Think about prohibition.  Want to get rid of bootleggers?  Only way to do that is to put legal liquor stores on the corners.  You can break up stills, and chase down illegal rum runners all you want, but put a legal liquor store on the corner and presto… no more bootlegger.

We need our lawyers to get us through this… simple as that.

The one thing you don’t want to do is pass a law that removes only legitimate attorneys from the marketplace, and yet that’s precisely what California did in 2009 with the passage of SB 94.  I know… the state didn’t know what else to do… they thought the new law would help, but they were wrong on all counts.  SB 94 hasn’t eliminated or even reduced the number of scammers preying on homeowners at risk of foreclosure.  In the last few days alone, I’ve received links to Websites offering the most insane schemes to prevent foreclosure I’ve ever seen and some that I couldn’t have come up with in a hundred years.
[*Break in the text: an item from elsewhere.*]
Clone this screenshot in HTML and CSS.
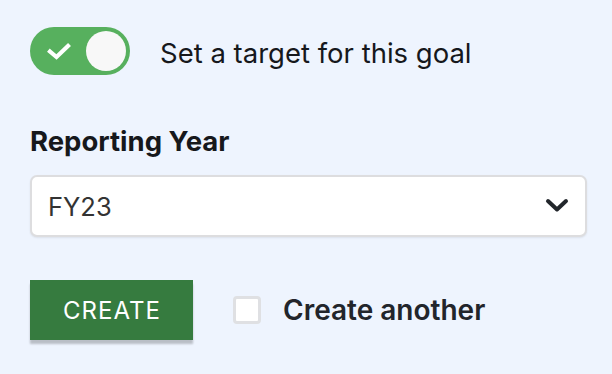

Have you heard of “assets for value”?  Who came up with that convoluted concept that requires you to buy into the supposed fact that there is no federal government having something to do with our nation coming off of the gold standard?  Or how about some sort of club that you join to get your house free and clear?  There’s a whole slew of “put-off-your-trustee-sale-date-for-a-grand companies.  And others that claim to represent a hedge fund that’s going to buy your note from your bank and then sell it to you for less, but they can bever seem to be able to tell you the name of a homeowner fro whom their plan worked, or even the name of the hedge fund, as if such a thing would be kept secret were it in any way true.

And, of course, we’ve all heard about the forensic loan audit that is going to bring your bank to its knees for failing to do something for which the statute of limitations has expired years ago, or that requires you to get relief by refinancing and repaying your loan.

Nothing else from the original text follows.